**WORK TO DO**
Make an exact copy of the data below, leaving out every picture.
-- START --
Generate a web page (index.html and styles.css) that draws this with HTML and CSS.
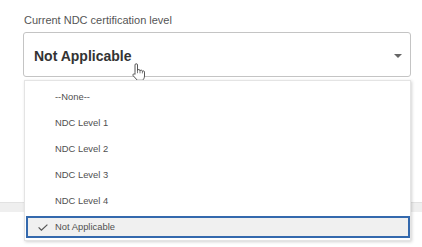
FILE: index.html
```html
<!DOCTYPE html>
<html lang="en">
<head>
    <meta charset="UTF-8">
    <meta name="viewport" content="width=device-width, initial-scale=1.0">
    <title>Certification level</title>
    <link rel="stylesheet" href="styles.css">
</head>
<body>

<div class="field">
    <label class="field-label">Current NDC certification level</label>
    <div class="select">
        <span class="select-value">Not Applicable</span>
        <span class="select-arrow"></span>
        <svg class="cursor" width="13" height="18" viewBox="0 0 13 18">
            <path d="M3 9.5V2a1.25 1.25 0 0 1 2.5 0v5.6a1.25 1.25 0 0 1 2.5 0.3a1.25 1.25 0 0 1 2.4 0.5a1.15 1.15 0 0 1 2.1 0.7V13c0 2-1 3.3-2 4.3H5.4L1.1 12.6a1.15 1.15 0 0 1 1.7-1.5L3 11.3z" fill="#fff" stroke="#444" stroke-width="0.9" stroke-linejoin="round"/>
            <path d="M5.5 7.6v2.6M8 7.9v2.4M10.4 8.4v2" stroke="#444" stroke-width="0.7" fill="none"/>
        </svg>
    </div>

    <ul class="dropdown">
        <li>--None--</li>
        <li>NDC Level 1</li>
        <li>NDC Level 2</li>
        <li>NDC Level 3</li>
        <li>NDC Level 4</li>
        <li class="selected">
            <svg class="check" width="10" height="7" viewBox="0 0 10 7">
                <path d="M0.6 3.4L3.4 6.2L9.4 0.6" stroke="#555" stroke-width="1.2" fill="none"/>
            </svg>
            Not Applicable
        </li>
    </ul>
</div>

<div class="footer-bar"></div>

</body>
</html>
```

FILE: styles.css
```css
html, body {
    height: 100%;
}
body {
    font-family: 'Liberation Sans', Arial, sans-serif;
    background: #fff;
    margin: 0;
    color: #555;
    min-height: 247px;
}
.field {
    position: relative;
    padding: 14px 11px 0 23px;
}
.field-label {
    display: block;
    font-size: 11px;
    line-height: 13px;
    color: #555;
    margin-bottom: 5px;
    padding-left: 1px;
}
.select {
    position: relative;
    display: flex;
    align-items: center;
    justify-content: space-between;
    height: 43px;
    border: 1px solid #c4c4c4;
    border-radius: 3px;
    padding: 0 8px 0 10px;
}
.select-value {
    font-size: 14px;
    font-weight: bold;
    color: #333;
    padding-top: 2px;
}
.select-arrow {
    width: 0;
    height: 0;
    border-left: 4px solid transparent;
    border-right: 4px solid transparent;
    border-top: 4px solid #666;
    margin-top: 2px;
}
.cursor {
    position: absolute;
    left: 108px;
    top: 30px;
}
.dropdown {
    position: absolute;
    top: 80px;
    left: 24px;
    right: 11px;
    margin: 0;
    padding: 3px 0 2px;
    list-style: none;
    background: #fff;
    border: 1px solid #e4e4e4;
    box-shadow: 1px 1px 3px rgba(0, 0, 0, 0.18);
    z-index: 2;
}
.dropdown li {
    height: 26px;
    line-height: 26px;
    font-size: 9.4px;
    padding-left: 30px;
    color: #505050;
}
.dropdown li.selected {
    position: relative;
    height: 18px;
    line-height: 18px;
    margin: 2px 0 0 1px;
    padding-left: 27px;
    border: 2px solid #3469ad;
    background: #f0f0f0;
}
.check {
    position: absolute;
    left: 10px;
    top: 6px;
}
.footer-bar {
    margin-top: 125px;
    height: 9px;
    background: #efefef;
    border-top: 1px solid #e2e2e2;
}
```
-- END --
**RESPONSE**
Generate a web page (index.html and styles.css) that draws this with HTML and CSS.
FILE: index.html
```html
<!DOCTYPE html>
<html lang="en">
<head>
    <meta charset="UTF-8">
    <meta name="viewport" content="width=device-width, initial-scale=1.0">
    <title>Certification level</title>
    <link rel="stylesheet" href="styles.css">
</head>
<body>

<div class="field">
    <label class="field-label">Current NDC certification level</label>
    <div class="select">
        <span class="select-value">Not Applicable</span>
        <span class="select-arrow"></span>
        <svg class="cursor" width="13" height="18" viewBox="0 0 13 18">
            <path d="M3 9.5V2a1.25 1.25 0 0 1 2.5 0v5.6a1.25 1.25 0 0 1 2.5 0.3a1.25 1.25 0 0 1 2.4 0.5a1.15 1.15 0 0 1 2.1 0.7V13c0 2-1 3.3-2 4.3H5.4L1.1 12.6a1.15 1.15 0 0 1 1.7-1.5L3 11.3z" fill="#fff" stroke="#444" stroke-width="0.9" stroke-linejoin="round"/>
            <path d="M5.5 7.6v2.6M8 7.9v2.4M10.4 8.4v2" stroke="#444" stroke-width="0.7" fill="none"/>
        </svg>
    </div>

    <ul class="dropdown">
        <li>--None--</li>
        <li>NDC Level 1</li>
        <li>NDC Level 2</li>
        <li>NDC Level 3</li>
        <li>NDC Level 4</li>
        <li class="selected">
            <svg class="check" width="10" height="7" viewBox="0 0 10 7">
                <path d="M0.6 3.4L3.4 6.2L9.4 0.6" stroke="#555" stroke-width="1.2" fill="none"/>
            </svg>
            Not Applicable
        </li>
    </ul>
</div>

<div class="footer-bar"></div>

</body>
</html>
```

FILE: styles.css
```css
html, body {
    height: 100%;
}
body {
    font-family: 'Liberation Sans', Arial, sans-serif;
    background: #fff;
    margin: 0;
    color: #555;
    min-height: 247px;
}
.field {
    position: relative;
    padding: 14px 11px 0 23px;
}
.field-label {
    display: block;
    font-size: 11px;
    line-height: 13px;
    color: #555;
    margin-bottom: 5px;
    padding-left: 1px;
}
.select {
    position: relative;
    display: flex;
    align-items: center;
    justify-content: space-between;
    height: 43px;
    border: 1px solid #c4c4c4;
    border-radius: 3px;
    padding: 0 8px 0 10px;
}
.select-value {
    font-size: 14px;
    font-weight: bold;
    color: #333;
    padding-top: 2px;
}
.select-arrow {
    width: 0;
    height: 0;
    border-left: 4px solid transparent;
    border-right: 4px solid transparent;
    border-top: 4px solid #666;
    margin-top: 2px;
}
.cursor {
    position: absolute;
    left: 108px;
    top: 30px;
}
.dropdown {
    position: absolute;
    top: 80px;
    left: 24px;
    right: 11px;
    margin: 0;
    padding: 3px 0 2px;
    list-style: none;
    background: #fff;
    border: 1px solid #e4e4e4;
    box-shadow: 1px 1px 3px rgba(0, 0, 0, 0.18);
    z-index: 2;
}
.dropdown li {
    height: 26px;
    line-height: 26px;
    font-size: 9.4px;
    padding-left: 30px;
    color: #505050;
}
.dropdown li.selected {
    position: relative;
    height: 18px;
    line-height: 18px;
    margin: 2px 0 0 1px;
    padding-left: 27px;
    border: 2px solid #3469ad;
    background: #f0f0f0;
}
.check {
    position: absolute;
    left: 10px;
    top: 6px;
}
.footer-bar {
    margin-top: 125px;
    height: 9px;
    background: #efefef;
    border-top: 1px solid #e2e2e2;
}
```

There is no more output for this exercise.